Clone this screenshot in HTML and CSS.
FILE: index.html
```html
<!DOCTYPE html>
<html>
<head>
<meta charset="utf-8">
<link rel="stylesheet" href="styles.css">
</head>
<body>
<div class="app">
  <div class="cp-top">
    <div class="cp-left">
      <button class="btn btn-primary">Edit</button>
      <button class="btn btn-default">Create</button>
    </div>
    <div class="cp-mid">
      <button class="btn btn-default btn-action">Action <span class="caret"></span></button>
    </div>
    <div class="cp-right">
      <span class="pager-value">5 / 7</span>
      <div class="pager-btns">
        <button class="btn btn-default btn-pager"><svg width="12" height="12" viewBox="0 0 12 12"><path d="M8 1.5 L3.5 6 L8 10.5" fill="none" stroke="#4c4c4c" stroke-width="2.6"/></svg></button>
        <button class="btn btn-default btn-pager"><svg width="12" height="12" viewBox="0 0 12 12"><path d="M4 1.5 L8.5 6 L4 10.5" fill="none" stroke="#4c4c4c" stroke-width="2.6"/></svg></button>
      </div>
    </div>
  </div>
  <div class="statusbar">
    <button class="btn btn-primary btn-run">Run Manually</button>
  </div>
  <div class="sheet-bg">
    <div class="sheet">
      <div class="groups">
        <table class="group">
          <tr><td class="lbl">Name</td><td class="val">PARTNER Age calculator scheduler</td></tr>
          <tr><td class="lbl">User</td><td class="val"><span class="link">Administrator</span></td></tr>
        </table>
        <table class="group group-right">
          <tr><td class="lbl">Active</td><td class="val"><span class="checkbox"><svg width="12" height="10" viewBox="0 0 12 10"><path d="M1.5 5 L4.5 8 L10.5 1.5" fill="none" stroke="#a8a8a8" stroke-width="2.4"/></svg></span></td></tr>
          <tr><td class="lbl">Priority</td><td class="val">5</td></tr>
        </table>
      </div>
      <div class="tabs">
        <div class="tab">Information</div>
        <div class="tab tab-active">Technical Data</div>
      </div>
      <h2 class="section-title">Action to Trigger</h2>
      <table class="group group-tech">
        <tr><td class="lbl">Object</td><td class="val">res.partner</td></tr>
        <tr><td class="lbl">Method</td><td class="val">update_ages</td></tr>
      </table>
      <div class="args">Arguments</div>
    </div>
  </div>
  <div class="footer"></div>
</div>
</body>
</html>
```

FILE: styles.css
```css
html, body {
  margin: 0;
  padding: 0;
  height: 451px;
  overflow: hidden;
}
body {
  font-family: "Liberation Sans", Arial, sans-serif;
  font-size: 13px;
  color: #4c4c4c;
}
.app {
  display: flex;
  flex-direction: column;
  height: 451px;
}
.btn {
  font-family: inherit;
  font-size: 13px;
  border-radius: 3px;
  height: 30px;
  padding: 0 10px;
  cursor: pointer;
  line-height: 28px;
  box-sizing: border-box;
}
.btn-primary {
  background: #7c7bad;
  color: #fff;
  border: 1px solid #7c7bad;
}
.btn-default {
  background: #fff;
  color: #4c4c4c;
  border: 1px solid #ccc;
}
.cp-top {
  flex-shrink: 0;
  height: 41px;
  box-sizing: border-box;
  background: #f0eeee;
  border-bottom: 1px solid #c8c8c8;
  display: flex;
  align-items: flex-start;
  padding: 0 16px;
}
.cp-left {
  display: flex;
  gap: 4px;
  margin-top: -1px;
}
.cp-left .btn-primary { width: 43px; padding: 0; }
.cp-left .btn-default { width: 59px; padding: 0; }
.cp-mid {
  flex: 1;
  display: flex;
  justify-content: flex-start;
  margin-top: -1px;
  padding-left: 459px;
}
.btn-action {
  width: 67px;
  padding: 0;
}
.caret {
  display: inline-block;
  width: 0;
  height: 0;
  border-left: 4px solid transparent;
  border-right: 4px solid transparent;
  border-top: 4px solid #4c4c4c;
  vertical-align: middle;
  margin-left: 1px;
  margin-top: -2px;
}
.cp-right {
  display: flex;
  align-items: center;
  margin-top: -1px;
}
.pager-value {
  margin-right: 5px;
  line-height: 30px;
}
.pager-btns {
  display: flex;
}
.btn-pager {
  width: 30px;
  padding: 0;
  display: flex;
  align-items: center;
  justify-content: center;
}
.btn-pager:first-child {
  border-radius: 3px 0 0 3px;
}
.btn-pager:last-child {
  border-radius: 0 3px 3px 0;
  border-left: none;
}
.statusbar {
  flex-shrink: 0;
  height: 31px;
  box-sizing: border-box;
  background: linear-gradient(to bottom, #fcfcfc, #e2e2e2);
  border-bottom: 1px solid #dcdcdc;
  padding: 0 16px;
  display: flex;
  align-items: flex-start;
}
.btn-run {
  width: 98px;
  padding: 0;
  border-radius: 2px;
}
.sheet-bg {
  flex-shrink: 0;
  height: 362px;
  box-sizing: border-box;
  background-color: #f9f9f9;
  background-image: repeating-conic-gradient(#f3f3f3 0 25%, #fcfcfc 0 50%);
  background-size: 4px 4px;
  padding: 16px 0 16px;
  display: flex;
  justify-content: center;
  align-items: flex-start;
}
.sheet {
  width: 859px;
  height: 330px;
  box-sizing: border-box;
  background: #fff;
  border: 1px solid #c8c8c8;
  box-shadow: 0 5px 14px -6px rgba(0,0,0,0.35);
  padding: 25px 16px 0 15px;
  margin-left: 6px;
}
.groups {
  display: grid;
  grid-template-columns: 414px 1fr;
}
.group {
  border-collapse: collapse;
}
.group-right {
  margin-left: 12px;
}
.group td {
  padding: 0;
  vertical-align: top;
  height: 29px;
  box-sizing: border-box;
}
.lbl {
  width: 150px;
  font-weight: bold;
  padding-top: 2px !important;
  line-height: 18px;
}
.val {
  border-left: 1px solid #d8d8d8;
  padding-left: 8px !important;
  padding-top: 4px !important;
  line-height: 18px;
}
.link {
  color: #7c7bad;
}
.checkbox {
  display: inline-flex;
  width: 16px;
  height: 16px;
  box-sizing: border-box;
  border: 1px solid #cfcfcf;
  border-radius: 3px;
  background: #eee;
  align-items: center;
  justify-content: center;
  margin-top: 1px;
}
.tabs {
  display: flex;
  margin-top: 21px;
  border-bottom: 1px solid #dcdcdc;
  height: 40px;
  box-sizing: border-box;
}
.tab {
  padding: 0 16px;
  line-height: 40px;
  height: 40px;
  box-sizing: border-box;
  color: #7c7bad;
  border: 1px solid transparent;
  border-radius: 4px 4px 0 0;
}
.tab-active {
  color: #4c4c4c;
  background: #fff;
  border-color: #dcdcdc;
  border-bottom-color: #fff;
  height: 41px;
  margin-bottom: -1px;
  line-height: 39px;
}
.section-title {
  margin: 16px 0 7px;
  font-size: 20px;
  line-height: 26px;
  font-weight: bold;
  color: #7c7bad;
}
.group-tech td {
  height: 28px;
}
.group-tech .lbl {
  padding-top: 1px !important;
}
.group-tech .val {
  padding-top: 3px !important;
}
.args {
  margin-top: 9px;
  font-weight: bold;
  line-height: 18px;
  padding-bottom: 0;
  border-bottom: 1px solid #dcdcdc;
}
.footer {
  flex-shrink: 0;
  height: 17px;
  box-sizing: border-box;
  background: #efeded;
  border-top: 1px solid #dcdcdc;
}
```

_ _ _ _ _ _ _

* [Job]
Nothing in the listing may be changed; retype it all exactly.

* [Solution for this problem]
Clone this screenshot in HTML and CSS.
FILE: index.html
```html
<!DOCTYPE html>
<html>
<head>
<meta charset="utf-8">
<link rel="stylesheet" href="styles.css">
</head>
<body>
<div class="app">
  <div class="cp-top">
    <div class="cp-left">
      <button class="btn btn-primary">Edit</button>
      <button class="btn btn-default">Create</button>
    </div>
    <div class="cp-mid">
      <button class="btn btn-default btn-action">Action <span class="caret"></span></button>
    </div>
    <div class="cp-right">
      <span class="pager-value">5 / 7</span>
      <div class="pager-btns">
        <button class="btn btn-default btn-pager"><svg width="12" height="12" viewBox="0 0 12 12"><path d="M8 1.5 L3.5 6 L8 10.5" fill="none" stroke="#4c4c4c" stroke-width="2.6"/></svg></button>
        <button class="btn btn-default btn-pager"><svg width="12" height="12" viewBox="0 0 12 12"><path d="M4 1.5 L8.5 6 L4 10.5" fill="none" stroke="#4c4c4c" stroke-width="2.6"/></svg></button>
      </div>
    </div>
  </div>
  <div class="statusbar">
    <button class="btn btn-primary btn-run">Run Manually</button>
  </div>
  <div class="sheet-bg">
    <div class="sheet">
      <div class="groups">
        <table class="group">
          <tr><td class="lbl">Name</td><td class="val">PARTNER Age calculator scheduler</td></tr>
          <tr><td class="lbl">User</td><td class="val"><span class="link">Administrator</span></td></tr>
        </table>
        <table class="group group-right">
          <tr><td class="lbl">Active</td><td class="val"><span class="checkbox"><svg width="12" height="10" viewBox="0 0 12 10"><path d="M1.5 5 L4.5 8 L10.5 1.5" fill="none" stroke="#a8a8a8" stroke-width="2.4"/></svg></span></td></tr>
          <tr><td class="lbl">Priority</td><td class="val">5</td></tr>
        </table>
      </div>
      <div class="tabs">
        <div class="tab">Information</div>
        <div class="tab tab-active">Technical Data</div>
      </div>
      <h2 class="section-title">Action to Trigger</h2>
      <table class="group group-tech">
        <tr><td class="lbl">Object</td><td class="val">res.partner</td></tr>
        <tr><td class="lbl">Method</td><td class="val">update_ages</td></tr>
      </table>
      <div class="args">Arguments</div>
    </div>
  </div>
  <div class="footer"></div>
</div>
</body>
</html>
```

FILE: styles.css
```css
html, body {
  margin: 0;
  padding: 0;
  height: 451px;
  overflow: hidden;
}
body {
  font-family: "Liberation Sans", Arial, sans-serif;
  font-size: 13px;
  color: #4c4c4c;
}
.app {
  display: flex;
  flex-direction: column;
  height: 451px;
}
.btn {
  font-family: inherit;
  font-size: 13px;
  border-radius: 3px;
  height: 30px;
  padding: 0 10px;
  cursor: pointer;
  line-height: 28px;
  box-sizing: border-box;
}
.btn-primary {
  background: #7c7bad;
  color: #fff;
  border: 1px solid #7c7bad;
}
.btn-default {
  background: #fff;
  color: #4c4c4c;
  border: 1px solid #ccc;
}
.cp-top {
  flex-shrink: 0;
  height: 41px;
  box-sizing: border-box;
  background: #f0eeee;
  border-bottom: 1px solid #c8c8c8;
  display: flex;
  align-items: flex-start;
  padding: 0 16px;
}
.cp-left {
  display: flex;
  gap: 4px;
  margin-top: -1px;
}
.cp-left .btn-primary { width: 43px; padding: 0; }
.cp-left .btn-default { width: 59px; padding: 0; }
.cp-mid {
  flex: 1;
  display: flex;
  justify-content: flex-start;
  margin-top: -1px;
  padding-left: 459px;
}
.btn-action {
  width: 67px;
  padding: 0;
}
.caret {
  display: inline-block;
  width: 0;
  height: 0;
  border-left: 4px solid transparent;
  border-right: 4px solid transparent;
  border-top: 4px solid #4c4c4c;
  vertical-align: middle;
  margin-left: 1px;
  margin-top: -2px;
}
.cp-right {
  display: flex;
  align-items: center;
  margin-top: -1px;
}
.pager-value {
  margin-right: 5px;
  line-height: 30px;
}
.pager-btns {
  display: flex;
}
.btn-pager {
  width: 30px;
  padding: 0;
  display: flex;
  align-items: center;
  justify-content: center;
}
.btn-pager:first-child {
  border-radius: 3px 0 0 3px;
}
.btn-pager:last-child {
  border-radius: 0 3px 3px 0;
  border-left: none;
}
.statusbar {
  flex-shrink: 0;
  height: 31px;
  box-sizing: border-box;
  background: linear-gradient(to bottom, #fcfcfc, #e2e2e2);
  border-bottom: 1px solid #dcdcdc;
  padding: 0 16px;
  display: flex;
  align-items: flex-start;
}
.btn-run {
  width: 98px;
  padding: 0;
  border-radius: 2px;
}
.sheet-bg {
  flex-shrink: 0;
  height: 362px;
  box-sizing: border-box;
  background-color: #f9f9f9;
  background-image: repeating-conic-gradient(#f3f3f3 0 25%, #fcfcfc 0 50%);
  background-size: 4px 4px;
  padding: 16px 0 16px;
  display: flex;
  justify-content: center;
  align-items: flex-start;
}
.sheet {
  width: 859px;
  height: 330px;
  box-sizing: border-box;
  background: #fff;
  border: 1px solid #c8c8c8;
  box-shadow: 0 5px 14px -6px rgba(0,0,0,0.35);
  padding: 25px 16px 0 15px;
  margin-left: 6px;
}
.groups {
  display: grid;
  grid-template-columns: 414px 1fr;
}
.group {
  border-collapse: collapse;
}
.group-right {
  margin-left: 12px;
}
.group td {
  padding: 0;
  vertical-align: top;
  height: 29px;
  box-sizing: border-box;
}
.lbl {
  width: 150px;
  font-weight: bold;
  padding-top: 2px !important;
  line-height: 18px;
}
.val {
  border-left: 1px solid #d8d8d8;
  padding-left: 8px !important;
  padding-top: 4px !important;
  line-height: 18px;
}
.link {
  color: #7c7bad;
}
.checkbox {
  display: inline-flex;
  width: 16px;
  height: 16px;
  box-sizing: border-box;
  border: 1px solid #cfcfcf;
  border-radius: 3px;
  background: #eee;
  align-items: center;
  justify-content: center;
  margin-top: 1px;
}
.tabs {
  display: flex;
  margin-top: 21px;
  border-bottom: 1px solid #dcdcdc;
  height: 40px;
  box-sizing: border-box;
}
.tab {
  padding: 0 16px;
  line-height: 40px;
  height: 40px;
  box-sizing: border-box;
  color: #7c7bad;
  border: 1px solid transparent;
  border-radius: 4px 4px 0 0;
}
.tab-active {
  color: #4c4c4c;
  background: #fff;
  border-color: #dcdcdc;
  border-bottom-color: #fff;
  height: 41px;
  margin-bottom: -1px;
  line-height: 39px;
}
.section-title {
  margin: 16px 0 7px;
  font-size: 20px;
  line-height: 26px;
  font-weight: bold;
  color: #7c7bad;
}
.group-tech td {
  height: 28px;
}
.group-tech .lbl {
  padding-top: 1px !important;
}
.group-tech .val {
  padding-top: 3px !important;
}
.args {
  margin-top: 9px;
  font-weight: bold;
  line-height: 18px;
  padding-bottom: 0;
  border-bottom: 1px solid #dcdcdc;
}
.footer {
  flex-shrink: 0;
  height: 17px;
  box-sizing: border-box;
  background: #efeded;
  border-top: 1px solid #dcdcdc;
}
```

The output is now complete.